お酒を飲む時間帯に要注意
また、一般的にお酒に弱いというと、お酒を飲むとすぐ顔が赤くなる人を思い浮かべるかもしれません。しかしこれはアルコールではなく、アルコールの代謝産物であるアルデヒドの代謝速度が影響しています。日本人の約半数はアルデヒドの代謝が遅いのですが、アルデヒドは母乳中には分泌されないといわれていますので、これは少し安心材料かもしれません。逆に、顔が赤くならないタイプでも、お酒が残りやすい人はアルコール自体の代謝が遅いのかもしれず、要注意です。
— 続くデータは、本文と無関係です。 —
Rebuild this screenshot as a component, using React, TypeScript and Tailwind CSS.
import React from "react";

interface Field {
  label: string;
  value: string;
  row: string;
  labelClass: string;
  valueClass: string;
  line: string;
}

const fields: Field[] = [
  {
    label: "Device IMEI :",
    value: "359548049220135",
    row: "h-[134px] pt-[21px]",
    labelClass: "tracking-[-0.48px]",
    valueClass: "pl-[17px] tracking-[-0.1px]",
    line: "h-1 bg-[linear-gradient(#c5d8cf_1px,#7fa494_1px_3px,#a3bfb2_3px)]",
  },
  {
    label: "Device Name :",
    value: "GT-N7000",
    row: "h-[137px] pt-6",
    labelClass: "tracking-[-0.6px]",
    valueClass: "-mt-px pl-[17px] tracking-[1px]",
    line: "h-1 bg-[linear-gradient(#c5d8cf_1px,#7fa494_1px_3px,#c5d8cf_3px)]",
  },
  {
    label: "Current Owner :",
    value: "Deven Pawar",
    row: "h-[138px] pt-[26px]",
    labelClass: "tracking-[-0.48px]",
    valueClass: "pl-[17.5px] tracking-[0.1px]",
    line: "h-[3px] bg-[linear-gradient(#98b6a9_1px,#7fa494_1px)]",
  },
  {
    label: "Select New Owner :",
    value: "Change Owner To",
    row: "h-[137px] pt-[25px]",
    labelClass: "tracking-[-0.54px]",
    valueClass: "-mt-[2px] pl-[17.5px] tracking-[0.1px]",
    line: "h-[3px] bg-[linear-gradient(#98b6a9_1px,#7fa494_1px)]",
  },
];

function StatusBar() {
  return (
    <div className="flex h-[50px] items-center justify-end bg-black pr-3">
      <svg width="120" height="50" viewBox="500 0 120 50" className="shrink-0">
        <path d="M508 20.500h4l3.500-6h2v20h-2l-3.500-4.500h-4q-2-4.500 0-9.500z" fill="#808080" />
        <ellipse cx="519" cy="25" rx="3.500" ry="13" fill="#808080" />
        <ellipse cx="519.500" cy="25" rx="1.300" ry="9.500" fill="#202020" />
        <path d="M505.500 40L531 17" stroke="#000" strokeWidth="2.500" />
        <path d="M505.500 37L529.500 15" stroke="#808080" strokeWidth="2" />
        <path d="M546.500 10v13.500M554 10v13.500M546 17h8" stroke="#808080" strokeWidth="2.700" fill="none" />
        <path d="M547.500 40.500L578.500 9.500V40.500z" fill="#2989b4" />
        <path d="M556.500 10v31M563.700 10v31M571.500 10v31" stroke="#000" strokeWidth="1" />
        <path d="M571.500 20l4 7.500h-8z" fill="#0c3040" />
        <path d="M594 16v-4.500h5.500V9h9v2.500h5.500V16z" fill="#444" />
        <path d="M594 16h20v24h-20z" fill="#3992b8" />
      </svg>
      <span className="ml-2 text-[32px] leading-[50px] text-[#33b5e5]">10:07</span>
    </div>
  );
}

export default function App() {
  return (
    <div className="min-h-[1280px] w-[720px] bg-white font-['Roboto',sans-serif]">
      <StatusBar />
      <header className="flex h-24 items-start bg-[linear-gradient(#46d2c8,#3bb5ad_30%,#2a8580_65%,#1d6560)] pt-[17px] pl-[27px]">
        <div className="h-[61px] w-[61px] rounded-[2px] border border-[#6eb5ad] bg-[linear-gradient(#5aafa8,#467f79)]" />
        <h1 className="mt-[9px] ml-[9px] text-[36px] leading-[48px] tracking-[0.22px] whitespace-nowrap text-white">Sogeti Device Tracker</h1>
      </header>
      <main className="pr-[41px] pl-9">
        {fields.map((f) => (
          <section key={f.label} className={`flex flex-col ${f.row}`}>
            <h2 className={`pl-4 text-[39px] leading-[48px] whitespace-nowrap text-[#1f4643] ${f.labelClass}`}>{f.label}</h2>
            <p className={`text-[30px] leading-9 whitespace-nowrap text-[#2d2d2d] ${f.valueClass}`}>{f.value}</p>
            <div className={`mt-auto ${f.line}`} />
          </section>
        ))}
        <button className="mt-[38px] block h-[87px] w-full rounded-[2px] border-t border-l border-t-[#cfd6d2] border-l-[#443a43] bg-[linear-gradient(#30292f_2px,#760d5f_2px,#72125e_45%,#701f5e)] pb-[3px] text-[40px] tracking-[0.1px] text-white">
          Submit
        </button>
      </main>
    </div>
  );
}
母乳中のアルコール濃度は、アルコール摂取から30〜60分後が最大となるといわれています。もし、どうしてもお酒を飲みたいという場合は、アルコール濃度の高くないものをグラス1杯程度にとどめ、授乳するまでに2〜2時間半以上の時間をあけると、影響を少なくすることができるといわれています。
個人差も大きい部分ですが、授乳中はお酒を飲まないことにするのか、飲むとしたらどのくらい飲むのか、リスクを知った上で判断していただけたらと思います。
「授乳中カフェインを一切摂るな」は間違い
授乳中のカフェイン摂取についても、あまり気にせず摂取していいとする意見と、控えたほうがいいという意見がありますね。たしかに現在では、授乳中にママがカフェインをある程度摂取しても、赤ちゃんに大きな影響はないという意見が主流です。ある程度というのは、「コーヒー2〜3杯」が目安になっています。しかし、大きな影響がないといっても、少しは影響がある可能性があるのか気になる方もいらっしゃるかもしれません。
研究では、生後3〜6カ月頃までは、カフェインの代謝が大人より遅いことがわかっています。
たとえば、1979年のカナダの研究では、治療のためカフェインを摂取している、生後8日から8カ月の赤ちゃん10人を対象に、尿中のカフェインの量を調べました。すると、生後3カ月頃までは8割以上のカフェインがそのままの形で尿中に排出されていましたが、その後は代謝された形で排出されるようになっていきました。7〜8カ月頃には、大人と同じレベルの代謝能力となり、9割以上のカフェインは代謝された形で排出されていました。